The film that follows from this point has, beyond doubt, its moments. Of course it does – it's Pixar. The instance in which Merida's mother, turned without her own knowing, into a bear, only to see her shadow and immediately lunge to protect Merida, was excellent. The animation on the character's faces is profound, and especially in the case of that mother bear, who, its worth mentioning, doesn't actually get to communicate with a single line of dialog once she's transformed. For changing horses midstream, they at least really do some tricks on that second horse. It's just that, again, and I mean for pity sake, that first horse was going big places; that second horse is only going one.  

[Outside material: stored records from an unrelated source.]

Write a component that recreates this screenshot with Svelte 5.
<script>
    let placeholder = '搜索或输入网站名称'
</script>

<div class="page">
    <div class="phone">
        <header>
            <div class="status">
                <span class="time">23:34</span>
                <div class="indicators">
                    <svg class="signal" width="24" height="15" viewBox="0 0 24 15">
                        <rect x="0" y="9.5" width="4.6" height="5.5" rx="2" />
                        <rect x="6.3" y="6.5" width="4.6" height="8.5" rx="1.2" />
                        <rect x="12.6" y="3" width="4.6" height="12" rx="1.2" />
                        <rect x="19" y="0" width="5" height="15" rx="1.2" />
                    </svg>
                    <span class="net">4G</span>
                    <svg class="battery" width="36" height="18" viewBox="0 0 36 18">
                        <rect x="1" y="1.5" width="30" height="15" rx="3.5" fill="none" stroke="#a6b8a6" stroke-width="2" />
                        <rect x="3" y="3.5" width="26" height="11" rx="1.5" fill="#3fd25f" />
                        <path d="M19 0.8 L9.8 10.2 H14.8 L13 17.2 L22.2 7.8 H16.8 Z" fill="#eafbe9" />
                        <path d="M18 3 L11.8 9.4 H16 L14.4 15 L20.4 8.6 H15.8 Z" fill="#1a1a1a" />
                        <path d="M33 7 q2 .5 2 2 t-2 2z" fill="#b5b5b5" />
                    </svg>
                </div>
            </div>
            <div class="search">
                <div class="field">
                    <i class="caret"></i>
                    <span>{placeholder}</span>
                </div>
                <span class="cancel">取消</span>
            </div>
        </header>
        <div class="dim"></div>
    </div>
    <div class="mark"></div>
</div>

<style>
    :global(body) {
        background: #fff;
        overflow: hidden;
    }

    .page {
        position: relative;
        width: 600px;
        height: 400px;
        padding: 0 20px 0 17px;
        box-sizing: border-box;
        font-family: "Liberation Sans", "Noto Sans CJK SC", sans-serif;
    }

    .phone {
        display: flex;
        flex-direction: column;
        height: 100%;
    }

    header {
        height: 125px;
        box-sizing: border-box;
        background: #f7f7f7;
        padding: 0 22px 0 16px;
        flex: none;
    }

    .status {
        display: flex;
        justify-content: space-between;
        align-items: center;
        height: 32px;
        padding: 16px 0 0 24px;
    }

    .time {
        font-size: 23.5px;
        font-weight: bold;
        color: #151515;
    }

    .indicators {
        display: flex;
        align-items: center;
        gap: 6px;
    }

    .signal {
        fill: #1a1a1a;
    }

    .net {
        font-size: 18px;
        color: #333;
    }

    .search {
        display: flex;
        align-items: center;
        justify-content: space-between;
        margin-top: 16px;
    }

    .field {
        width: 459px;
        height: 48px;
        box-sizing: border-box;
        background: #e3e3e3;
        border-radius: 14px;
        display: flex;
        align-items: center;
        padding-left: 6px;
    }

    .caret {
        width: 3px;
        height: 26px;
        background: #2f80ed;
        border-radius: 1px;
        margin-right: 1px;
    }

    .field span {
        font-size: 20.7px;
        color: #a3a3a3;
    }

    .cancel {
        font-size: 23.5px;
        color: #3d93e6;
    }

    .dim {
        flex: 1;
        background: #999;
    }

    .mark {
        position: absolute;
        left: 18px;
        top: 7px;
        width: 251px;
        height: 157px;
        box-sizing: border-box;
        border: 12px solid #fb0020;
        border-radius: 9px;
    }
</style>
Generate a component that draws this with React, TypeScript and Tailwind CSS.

I guess at least they didn't try to make Merida's untamable spirit, or whathaveyou, the point of the story; the lens of Merida and her mother reconciling toward better understanding at least makes things feel in-obvious along the way. I don't think we've heard quite this tale under quite these circumstances and there were genuinely moments of suspense I could not determine the obvious result of. Just ... if it's about the mother and daughter, make it about the mother and daughter top to bottom. We should know that's the score. We shouldn't slowly, gradually come to the conclusion as the other, often more interesting angles of the story just kind of fade off. As always, in terms of movies at large, this latest Pixar picture is at least pretty good. As you probably figured yourself, in terms of Pixar, it's not as good as it could or should be.